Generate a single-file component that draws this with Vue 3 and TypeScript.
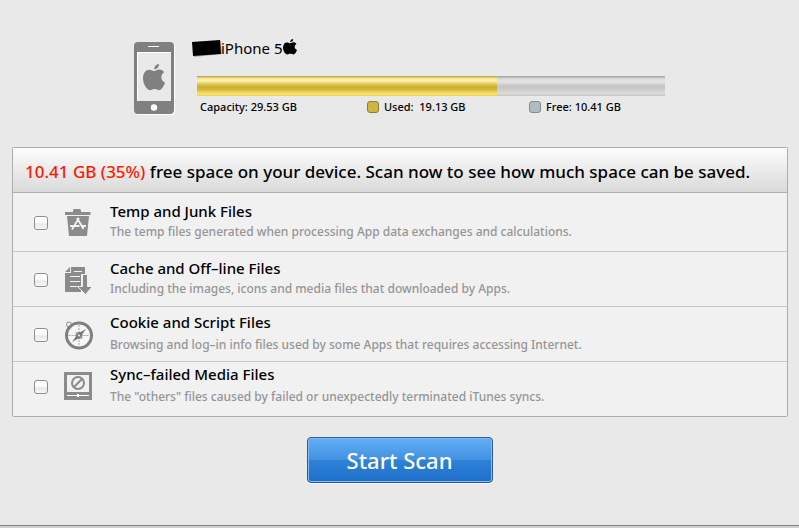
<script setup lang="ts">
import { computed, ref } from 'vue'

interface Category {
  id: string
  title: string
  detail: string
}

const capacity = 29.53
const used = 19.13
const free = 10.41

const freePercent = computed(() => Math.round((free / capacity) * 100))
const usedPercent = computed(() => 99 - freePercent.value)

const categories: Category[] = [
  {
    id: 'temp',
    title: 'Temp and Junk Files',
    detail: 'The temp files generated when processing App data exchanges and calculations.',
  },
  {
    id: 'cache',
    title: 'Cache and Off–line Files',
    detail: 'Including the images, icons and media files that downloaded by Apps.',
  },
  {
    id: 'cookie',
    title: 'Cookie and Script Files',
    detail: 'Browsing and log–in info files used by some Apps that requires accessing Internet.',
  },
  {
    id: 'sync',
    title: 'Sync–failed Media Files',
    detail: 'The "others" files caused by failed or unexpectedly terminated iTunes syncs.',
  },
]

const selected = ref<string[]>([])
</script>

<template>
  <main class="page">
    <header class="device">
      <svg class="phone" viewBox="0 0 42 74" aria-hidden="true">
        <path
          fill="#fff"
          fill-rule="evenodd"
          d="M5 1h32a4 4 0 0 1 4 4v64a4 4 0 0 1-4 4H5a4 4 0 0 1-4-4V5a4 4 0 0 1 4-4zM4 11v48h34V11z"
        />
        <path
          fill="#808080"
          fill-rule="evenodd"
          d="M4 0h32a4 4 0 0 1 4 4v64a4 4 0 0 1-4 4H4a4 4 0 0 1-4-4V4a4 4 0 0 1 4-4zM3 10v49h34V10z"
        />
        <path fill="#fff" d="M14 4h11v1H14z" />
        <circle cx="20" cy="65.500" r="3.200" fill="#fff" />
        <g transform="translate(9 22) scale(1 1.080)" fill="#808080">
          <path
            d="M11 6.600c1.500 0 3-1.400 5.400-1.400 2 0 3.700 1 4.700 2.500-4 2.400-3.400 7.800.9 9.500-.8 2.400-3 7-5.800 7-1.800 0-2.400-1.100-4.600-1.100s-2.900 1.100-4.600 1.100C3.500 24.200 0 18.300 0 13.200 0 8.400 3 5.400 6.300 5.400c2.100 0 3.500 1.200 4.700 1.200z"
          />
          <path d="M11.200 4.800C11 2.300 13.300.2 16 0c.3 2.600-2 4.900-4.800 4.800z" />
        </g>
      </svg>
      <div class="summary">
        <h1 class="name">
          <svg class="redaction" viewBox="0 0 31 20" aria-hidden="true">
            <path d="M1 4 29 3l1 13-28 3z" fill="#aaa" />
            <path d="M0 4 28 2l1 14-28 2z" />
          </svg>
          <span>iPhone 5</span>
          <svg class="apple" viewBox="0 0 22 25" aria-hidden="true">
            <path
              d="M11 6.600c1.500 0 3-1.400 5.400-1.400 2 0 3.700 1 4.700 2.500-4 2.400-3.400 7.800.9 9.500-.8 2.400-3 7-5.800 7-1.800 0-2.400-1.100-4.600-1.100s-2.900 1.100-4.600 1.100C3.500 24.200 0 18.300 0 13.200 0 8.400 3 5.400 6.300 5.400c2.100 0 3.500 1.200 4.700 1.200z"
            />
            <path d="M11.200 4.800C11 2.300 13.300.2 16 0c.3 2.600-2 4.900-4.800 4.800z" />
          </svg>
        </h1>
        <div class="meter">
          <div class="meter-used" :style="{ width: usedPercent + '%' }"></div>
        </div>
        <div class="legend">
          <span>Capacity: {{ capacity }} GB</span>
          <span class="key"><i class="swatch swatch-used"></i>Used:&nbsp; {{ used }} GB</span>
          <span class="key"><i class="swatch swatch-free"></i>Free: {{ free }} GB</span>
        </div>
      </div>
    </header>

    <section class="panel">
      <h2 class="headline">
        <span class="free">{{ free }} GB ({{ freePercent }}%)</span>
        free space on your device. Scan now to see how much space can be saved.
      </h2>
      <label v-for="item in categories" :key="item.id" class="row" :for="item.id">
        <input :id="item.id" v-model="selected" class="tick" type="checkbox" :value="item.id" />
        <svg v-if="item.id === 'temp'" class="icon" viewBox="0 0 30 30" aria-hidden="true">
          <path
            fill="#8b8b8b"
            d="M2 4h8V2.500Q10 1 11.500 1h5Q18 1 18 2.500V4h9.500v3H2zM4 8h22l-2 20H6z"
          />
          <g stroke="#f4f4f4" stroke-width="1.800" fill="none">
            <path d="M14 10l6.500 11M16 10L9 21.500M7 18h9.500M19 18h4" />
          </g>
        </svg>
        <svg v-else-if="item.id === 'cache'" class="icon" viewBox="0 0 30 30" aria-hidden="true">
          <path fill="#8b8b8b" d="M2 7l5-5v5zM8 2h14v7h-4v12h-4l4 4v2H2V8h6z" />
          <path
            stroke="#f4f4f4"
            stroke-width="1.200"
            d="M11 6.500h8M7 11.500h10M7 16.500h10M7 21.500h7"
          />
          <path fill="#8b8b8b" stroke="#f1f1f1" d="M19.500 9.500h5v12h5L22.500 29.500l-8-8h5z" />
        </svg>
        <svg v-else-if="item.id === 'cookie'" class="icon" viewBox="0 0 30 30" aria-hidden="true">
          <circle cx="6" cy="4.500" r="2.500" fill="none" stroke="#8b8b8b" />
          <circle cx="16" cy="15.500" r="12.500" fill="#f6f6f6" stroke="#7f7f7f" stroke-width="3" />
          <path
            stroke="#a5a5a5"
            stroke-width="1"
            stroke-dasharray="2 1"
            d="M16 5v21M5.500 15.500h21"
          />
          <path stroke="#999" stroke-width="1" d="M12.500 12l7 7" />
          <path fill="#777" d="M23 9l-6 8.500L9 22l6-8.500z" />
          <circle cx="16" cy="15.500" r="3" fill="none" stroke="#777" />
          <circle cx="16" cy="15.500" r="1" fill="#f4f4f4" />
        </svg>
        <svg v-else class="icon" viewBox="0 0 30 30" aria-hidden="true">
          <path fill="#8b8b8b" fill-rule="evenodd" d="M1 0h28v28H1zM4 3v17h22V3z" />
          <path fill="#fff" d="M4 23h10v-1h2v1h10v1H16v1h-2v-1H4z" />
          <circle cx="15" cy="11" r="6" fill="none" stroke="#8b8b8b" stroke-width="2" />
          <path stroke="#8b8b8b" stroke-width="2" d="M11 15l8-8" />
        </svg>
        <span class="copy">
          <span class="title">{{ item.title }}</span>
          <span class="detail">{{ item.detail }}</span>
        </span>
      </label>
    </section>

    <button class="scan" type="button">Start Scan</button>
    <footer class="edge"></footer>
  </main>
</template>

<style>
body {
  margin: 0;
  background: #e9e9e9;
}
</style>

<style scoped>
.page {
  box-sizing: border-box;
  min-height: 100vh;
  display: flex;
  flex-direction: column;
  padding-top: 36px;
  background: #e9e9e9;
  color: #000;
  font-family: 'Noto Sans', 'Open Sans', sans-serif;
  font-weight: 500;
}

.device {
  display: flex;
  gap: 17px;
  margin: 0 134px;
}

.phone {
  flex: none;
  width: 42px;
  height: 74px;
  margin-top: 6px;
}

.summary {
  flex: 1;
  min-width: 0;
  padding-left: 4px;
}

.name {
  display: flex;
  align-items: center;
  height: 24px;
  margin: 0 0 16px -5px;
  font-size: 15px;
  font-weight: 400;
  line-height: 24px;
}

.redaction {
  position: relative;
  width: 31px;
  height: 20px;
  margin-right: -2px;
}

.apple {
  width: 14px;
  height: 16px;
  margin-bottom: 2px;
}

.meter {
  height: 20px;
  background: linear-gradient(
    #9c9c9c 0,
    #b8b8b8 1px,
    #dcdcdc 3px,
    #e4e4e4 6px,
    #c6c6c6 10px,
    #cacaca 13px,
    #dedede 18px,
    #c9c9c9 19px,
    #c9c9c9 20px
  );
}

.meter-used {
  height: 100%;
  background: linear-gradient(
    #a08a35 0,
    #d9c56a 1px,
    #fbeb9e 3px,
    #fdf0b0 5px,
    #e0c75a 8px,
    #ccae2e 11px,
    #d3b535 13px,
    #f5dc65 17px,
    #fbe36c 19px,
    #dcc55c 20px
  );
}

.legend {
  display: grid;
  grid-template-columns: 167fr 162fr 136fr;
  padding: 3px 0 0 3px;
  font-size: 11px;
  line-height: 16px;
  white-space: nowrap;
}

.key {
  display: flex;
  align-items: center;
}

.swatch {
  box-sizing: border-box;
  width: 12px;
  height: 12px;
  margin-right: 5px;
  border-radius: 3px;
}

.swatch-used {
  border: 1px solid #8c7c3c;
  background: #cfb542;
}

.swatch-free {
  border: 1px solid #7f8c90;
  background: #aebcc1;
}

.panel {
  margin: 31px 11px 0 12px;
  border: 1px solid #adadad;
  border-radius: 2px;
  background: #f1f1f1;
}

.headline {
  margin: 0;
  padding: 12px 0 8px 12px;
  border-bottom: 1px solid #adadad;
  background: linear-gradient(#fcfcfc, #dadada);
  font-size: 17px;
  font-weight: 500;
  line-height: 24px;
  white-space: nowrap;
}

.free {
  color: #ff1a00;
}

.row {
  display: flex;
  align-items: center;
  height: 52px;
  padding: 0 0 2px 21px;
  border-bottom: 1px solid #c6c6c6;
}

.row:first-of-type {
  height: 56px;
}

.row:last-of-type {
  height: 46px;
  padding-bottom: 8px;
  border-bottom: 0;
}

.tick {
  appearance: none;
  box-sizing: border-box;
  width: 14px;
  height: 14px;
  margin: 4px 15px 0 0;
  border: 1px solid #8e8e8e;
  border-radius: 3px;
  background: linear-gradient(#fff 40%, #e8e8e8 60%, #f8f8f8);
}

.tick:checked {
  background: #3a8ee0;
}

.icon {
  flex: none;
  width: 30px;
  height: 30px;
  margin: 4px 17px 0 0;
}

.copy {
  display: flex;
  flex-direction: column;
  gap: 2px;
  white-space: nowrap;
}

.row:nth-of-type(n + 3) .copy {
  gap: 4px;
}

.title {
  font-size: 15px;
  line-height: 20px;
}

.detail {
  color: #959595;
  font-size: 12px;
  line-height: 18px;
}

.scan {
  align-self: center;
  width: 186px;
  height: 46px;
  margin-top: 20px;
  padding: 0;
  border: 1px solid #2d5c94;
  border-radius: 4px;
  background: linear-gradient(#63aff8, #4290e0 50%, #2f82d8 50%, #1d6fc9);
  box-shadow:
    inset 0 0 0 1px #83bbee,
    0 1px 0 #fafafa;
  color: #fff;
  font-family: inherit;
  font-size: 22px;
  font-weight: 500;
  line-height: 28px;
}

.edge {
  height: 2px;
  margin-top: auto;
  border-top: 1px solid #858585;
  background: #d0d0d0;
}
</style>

### What this task involves
Restate the data word for word from its first line through the line with "const free = 10.41", leaving out any picture along the way.

### Response for this exercise
Generate a single-file component that draws this with Vue 3 and TypeScript.
<script setup lang="ts">
import { computed, ref } from 'vue'

interface Category {
  id: string
  title: string
  detail: string
}

const capacity = 29.53
const used = 19.13
const free = 10.41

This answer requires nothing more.